[Code that builds pages]
+ + +

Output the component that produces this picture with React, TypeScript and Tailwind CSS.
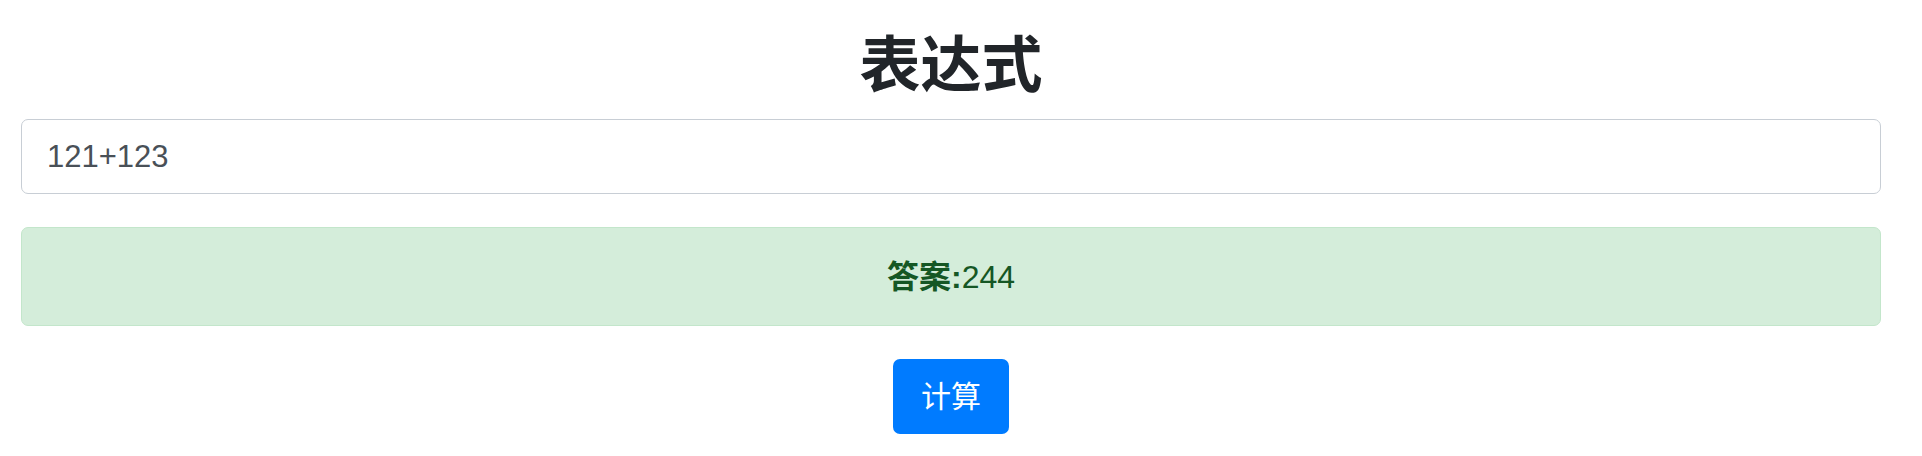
import { useState } from "react";

const FONT = "font-['Liberation_Sans','Noto_Sans_CJK_SC',sans-serif]";

export default function App() {
  const [expr, setExpr] = useState("121+123");
  const [answer, setAnswer] = useState("244");

  const handleCalc = () => {
    const m = expr.match(/^\s*(-?\d+(?:\.\d+)?)\s*([+\-*/])\s*(-?\d+(?:\.\d+)?)\s*$/);
    if (!m) return;
    const a = Number(m[1]);
    const b = Number(m[3]);
    const ops: Record<string, number> = { "+": a + b, "-": a - b, "*": a * b, "/": a / b };
    setAnswer(String(ops[m[2]]));
  };

  return (
    <div className={`${FONT} min-h-[456px] w-full bg-white pl-[21px] pr-[41px]`}>
      <h1 className="pt-[33px] text-center text-[61px] font-bold leading-[67px] text-[#212529]">
        表达式
      </h1>
      <input
        type="text"
        value={expr}
        onChange={(e) => setExpr(e.target.value)}
        className="mt-[19px] block h-[75px] w-full rounded-[7px] border-[1.5px] border-[#c8ced5] bg-white px-[25px] text-[31px] text-[#495057] outline-none"
      />
      <div className="mt-[33px] flex h-[99px] items-center justify-center rounded-[7px] border-[1.5px] border-[#c3e6cb] bg-[#d4edda] text-[32px] text-[#155724]">
        <span>
          <strong className="font-bold">答案:</strong>
          {answer}
        </span>
      </div>
      <div className="mt-[33px] flex justify-center">
        <button
          type="button"
          onClick={handleCalc}
          className="h-[75px] w-[116px] rounded-[7px] bg-[#007bff] text-[30px] text-white"
        >
          计算
        </button>
      </div>
    </div>
  );
}
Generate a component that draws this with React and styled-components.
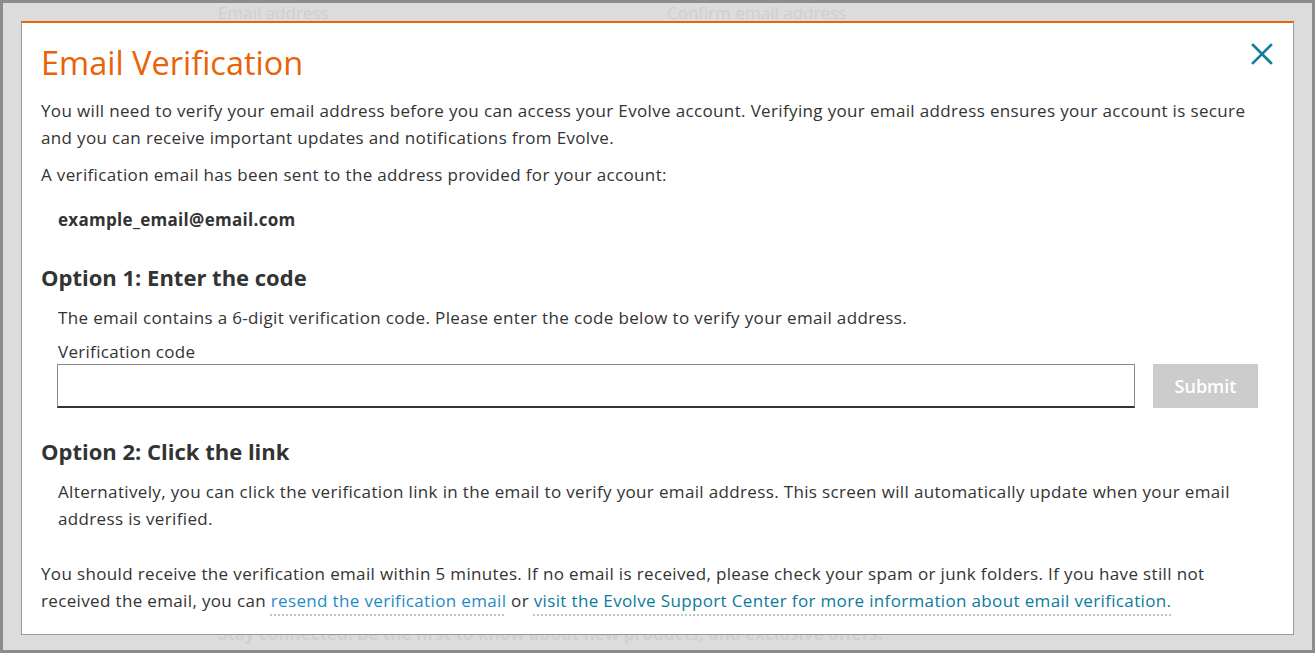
import React, { useState } from 'react';
import styled, { createGlobalStyle } from 'styled-components';

const GlobalStyle = createGlobalStyle`
  html, body {
    margin: 0;
    padding: 0;
    height: 100%;
  }
  body {
    font-family: 'Open Sans', 'Liberation Sans', sans-serif;
    color: #333;
  }
`;

const Page = styled.div`
  position: relative;
  box-sizing: border-box;
  width: 100vw;
  height: 100vh;
  overflow: hidden;
  background: #dcdcdc;
  border: 3px solid #8c8c8c;
`;

/* faint page content behind the overlay */
const BehindRow = styled.div`
  display: flex;
  padding: 0 0 0 215px;
  font-size: 17px;
  line-height: 20px;
  color: #cfcfcf;
`;

const BehindLabel = styled.span`
  width: 449px;
`;

const BehindFooter = styled.div`
  position: absolute;
  left: 215px;
  bottom: 6px;
  font-size: 17px;
  line-height: 20px;
  font-weight: 700;
  color: #d0d0d0;
  white-space: nowrap;
`;

const Modal = styled.div`
  position: absolute;
  top: 18px;
  left: 18px;
  right: 18px;
  box-sizing: border-box;
  background: #fff;
  border: 1px solid #9a9a9a;
  border-top: 2px solid #e8630a;
  padding: 20px 32px 20px 19px;
`;

const CloseButton = styled.button`
  position: absolute;
  top: 18px;
  right: 18px;
  width: 26px;
  height: 26px;
  padding: 0;
  border: none;
  background: transparent;
  cursor: pointer;
  display: flex;
  align-items: center;
  justify-content: center;
`;

const Title = styled.h1`
  margin: 0 0 14px 0;
  font-size: 32.5px;
  line-height: 40px;
  font-weight: 400;
  color: #e8630a;
`;

const Text = styled.p`
  margin: 0 0 ${(p) => p.$gap ?? 10}px ${(p) => (p.$indent ? 17 : 0)}px;
  font-size: 17px;
  letter-spacing: 0.35px;
  line-height: 27px;
`;

const Email = styled.p`
  margin: 18px 0 30px 17px;
  font-size: 17px;
  letter-spacing: 0.3px;
  line-height: 27px;
  font-weight: 700;
`;

const Heading = styled.h2`
  margin: 0 0 12px 0;
  font-size: 22px;
  line-height: 29px;
  font-weight: 700;
  color: #333;
`;

const Label = styled.label`
  display: block;
  margin-left: 17px;
  font-size: 17px;
  letter-spacing: 0.3px;
  line-height: 24px;
`;

const CodeRow = styled.div`
  display: flex;
  align-items: stretch;
  gap: 18px;
  margin: 0 3px 29px 16px;
`;

const CodeInput = styled.input`
  flex: 1;
  height: 44px;
  box-sizing: border-box;
  border: 1px solid #8a8a8a;
  border-bottom: 2px solid #333;
  border-radius: 0;
  padding: 0 10px;
  font-family: inherit;
  font-size: 17px;
  outline: none;
`;

const SubmitButton = styled.button`
  width: 105px;
  height: 44px;
  border: none;
  background: #cccccc;
  color: #fff;
  font-family: inherit;
  font-size: 18px;
  font-weight: 600;
  cursor: default;
`;

const Link = styled.a`
  color: ${(p) => (p.$dark ? '#0c7a9c' : '#1f8bc6')};
  text-decoration: underline dotted #c4c4c4;
  text-decoration-thickness: 2px;
  text-underline-offset: 7px;
  cursor: pointer;
`;

const CloseIcon = () => (
  <svg width="22" height="22" viewBox="0 0 22 22" fill="none">
    <path d="M2 2 L20 20 M20 2 L2 20" stroke="#127c9b" strokeWidth="2.6" strokeLinecap="square" />
  </svg>
);

const App = () => {
  const [code, setCode] = useState('');

  return (
    <>
      <GlobalStyle />
      <Page>
        <BehindRow>
          <BehindLabel>Email address</BehindLabel>
          <BehindLabel>Confirm email address</BehindLabel>
        </BehindRow>
        <BehindFooter>Stay connected! Be the first to know about new products, and exclusive offers.</BehindFooter>

        <Modal>
          <CloseButton aria-label="Close">
            <CloseIcon />
          </CloseButton>
          <Title>Email Verification</Title>
          <Text>
            You will need to verify your email address before you can access your Evolve account. Verifying your email
            address ensures your account is secure and you can receive important updates and notifications from Evolve.
          </Text>
          <Text $gap={0}>A verification email has been sent to the address provided for your account:</Text>
          <Email>example_email@email.com</Email>

          <Heading>Option 1: Enter the code</Heading>
          <Text $indent $gap={9}>
            The email contains a 6-digit verification code. Please enter the code below to verify your email address.
          </Text>
          <Label htmlFor="code">Verification code</Label>
          <CodeRow>
            <CodeInput id="code" value={code} onChange={(e) => setCode(e.target.value)} />
            <SubmitButton disabled={!code}>Submit</SubmitButton>
          </CodeRow>

          <Heading>Option 2: Click the link</Heading>
          <Text $indent $gap={28}>
            Alternatively, you can click the verification link in the email to verify your email address. This screen
            will automatically update when your email address is verified.
          </Text>

          <Text $gap={0}>
            You should receive the verification email within 5 minutes. If no email is received, please check your spam
            or junk folders. If you have still not received the email, you can{' '}
            <Link>resend the verification email</Link> or{' '}
            <Link $dark>visit the Evolve Support Center for more information about email verification.</Link>
          </Text>
        </Modal>
      </Page>
    </>
  );
};

export default App;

+ + +

* Stated exercise *
Each entry must be retyped word for word, with every image omitted.

* Answer for this exercise *
Output the component that produces this picture with React, TypeScript and Tailwind CSS.
import { useState } from "react";

const FONT = "font-['Liberation_Sans','Noto_Sans_CJK_SC',sans-serif]";

export default function App() {
  const [expr, setExpr] = useState("121+123");
  const [answer, setAnswer] = useState("244");

  const handleCalc = () => {
    const m = expr.match(/^\s*(-?\d+(?:\.\d+)?)\s*([+\-*/])\s*(-?\d+(?:\.\d+)?)\s*$/);
    if (!m) return;
    const a = Number(m[1]);
    const b = Number(m[3]);
    const ops: Record<string, number> = { "+": a + b, "-": a - b, "*": a * b, "/": a / b };
    setAnswer(String(ops[m[2]]));
  };

  return (
    <div className={`${FONT} min-h-[456px] w-full bg-white pl-[21px] pr-[41px]`}>
      <h1 className="pt-[33px] text-center text-[61px] font-bold leading-[67px] text-[#212529]">
        表达式
      </h1>
      <input
        type="text"
        value={expr}
        onChange={(e) => setExpr(e.target.value)}
        className="mt-[19px] block h-[75px] w-full rounded-[7px] border-[1.5px] border-[#c8ced5] bg-white px-[25px] text-[31px] text-[#495057] outline-none"
      />
      <div className="mt-[33px] flex h-[99px] items-center justify-center rounded-[7px] border-[1.5px] border-[#c3e6cb] bg-[#d4edda] text-[32px] text-[#155724]">
        <span>
          <strong className="font-bold">答案:</strong>
          {answer}
        </span>
      </div>
      <div className="mt-[33px] flex justify-center">
        <button
          type="button"
          onClick={handleCalc}
          className="h-[75px] w-[116px] rounded-[7px] bg-[#007bff] text-[30px] text-white"
        >
          计算
        </button>
      </div>
    </div>
  );
}
Generate a component that draws this with React and styled-components.
import React, { useState } from 'react';
import styled, { createGlobalStyle } from 'styled-components';

const GlobalStyle = createGlobalStyle`
  html, body {
    margin: 0;
    padding: 0;
    height: 100%;
  }
  body {
    font-family: 'Open Sans', 'Liberation Sans', sans-serif;
    color: #333;
  }
`;

const Page = styled.div`
  position: relative;
  box-sizing: border-box;
  width: 100vw;
  height: 100vh;
  overflow: hidden;
  background: #dcdcdc;
  border: 3px solid #8c8c8c;
`;

/* faint page content behind the overlay */
const BehindRow = styled.div`
  display: flex;
  padding: 0 0 0 215px;
  font-size: 17px;
  line-height: 20px;
  color: #cfcfcf;
`;

const BehindLabel = styled.span`
  width: 449px;
`;

const BehindFooter = styled.div`
  position: absolute;
  left: 215px;
  bottom: 6px;
  font-size: 17px;
  line-height: 20px;
  font-weight: 700;
  color: #d0d0d0;
  white-space: nowrap;
`;

const Modal = styled.div`
  position: absolute;
  top: 18px;
  left: 18px;
  right: 18px;
  box-sizing: border-box;
  background: #fff;
  border: 1px solid #9a9a9a;
  border-top: 2px solid #e8630a;
  padding: 20px 32px 20px 19px;
`;

const CloseButton = styled.button`
  position: absolute;
  top: 18px;
  right: 18px;
  width: 26px;
  height: 26px;
  padding: 0;
  border: none;
  background: transparent;
  cursor: pointer;
  display: flex;
  align-items: center;
  justify-content: center;
`;

const Title = styled.h1`
  margin: 0 0 14px 0;
  font-size: 32.5px;
  line-height: 40px;
  font-weight: 400;
  color: #e8630a;
`;

const Text = styled.p`
  margin: 0 0 ${(p) => p.$gap ?? 10}px ${(p) => (p.$indent ? 17 : 0)}px;
  font-size: 17px;
  letter-spacing: 0.35px;
  line-height: 27px;
`;

const Email = styled.p`
  margin: 18px 0 30px 17px;
  font-size: 17px;
  letter-spacing: 0.3px;
  line-height: 27px;
  font-weight: 700;
`;

const Heading = styled.h2`
  margin: 0 0 12px 0;
  font-size: 22px;
  line-height: 29px;
  font-weight: 700;
  color: #333;
`;

const Label = styled.label`
  display: block;
  margin-left: 17px;
  font-size: 17px;
  letter-spacing: 0.3px;
  line-height: 24px;
`;

const CodeRow = styled.div`
  display: flex;
  align-items: stretch;
  gap: 18px;
  margin: 0 3px 29px 16px;
`;

const CodeInput = styled.input`
  flex: 1;
  height: 44px;
  box-sizing: border-box;
  border: 1px solid #8a8a8a;
  border-bottom: 2px solid #333;
  border-radius: 0;
  padding: 0 10px;
  font-family: inherit;
  font-size: 17px;
  outline: none;
`;

const SubmitButton = styled.button`
  width: 105px;
  height: 44px;
  border: none;
  background: #cccccc;
  color: #fff;
  font-family: inherit;
  font-size: 18px;
  font-weight: 600;
  cursor: default;
`;

const Link = styled.a`
  color: ${(p) => (p.$dark ? '#0c7a9c' : '#1f8bc6')};
  text-decoration: underline dotted #c4c4c4;
  text-decoration-thickness: 2px;
  text-underline-offset: 7px;
  cursor: pointer;
`;

const CloseIcon = () => (
  <svg width="22" height="22" viewBox="0 0 22 22" fill="none">
    <path d="M2 2 L20 20 M20 2 L2 20" stroke="#127c9b" strokeWidth="2.6" strokeLinecap="square" />
  </svg>
);

const App = () => {
  const [code, setCode] = useState('');

  return (
    <>
      <GlobalStyle />
      <Page>
        <BehindRow>
          <BehindLabel>Email address</BehindLabel>
          <BehindLabel>Confirm email address</BehindLabel>
        </BehindRow>
        <BehindFooter>Stay connected! Be the first to know about new products, and exclusive offers.</BehindFooter>

        <Modal>
          <CloseButton aria-label="Close">
            <CloseIcon />
          </CloseButton>
          <Title>Email Verification</Title>
          <Text>
            You will need to verify your email address before you can access your Evolve account. Verifying your email
            address ensures your account is secure and you can receive important updates and notifications from Evolve.
          </Text>
          <Text $gap={0}>A verification email has been sent to the address provided for your account:</Text>
          <Email>example_email@email.com</Email>

          <Heading>Option 1: Enter the code</Heading>
          <Text $indent $gap={9}>
            The email contains a 6-digit verification code. Please enter the code below to verify your email address.
          </Text>
          <Label htmlFor="code">Verification code</Label>
          <CodeRow>
            <CodeInput id="code" value={code} onChange={(e) => setCode(e.target.value)} />
            <SubmitButton disabled={!code}>Submit</SubmitButton>
          </CodeRow>

          <Heading>Option 2: Click the link</Heading>
          <Text $indent $gap={28}>
            Alternatively, you can click the verification link in the email to verify your email address. This screen
            will automatically update when your email address is verified.
          </Text>

          <Text $gap={0}>
            You should receive the verification email within 5 minutes. If no email is received, please check your spam
            or junk folders. If you have still not received the email, you can{' '}
            <Link>resend the verification email</Link> or{' '}
            <Link $dark>visit the Evolve Support Center for more information about email verification.</Link>
          </Text>
        </Modal>
      </Page>
    </>
  );
};

export default App;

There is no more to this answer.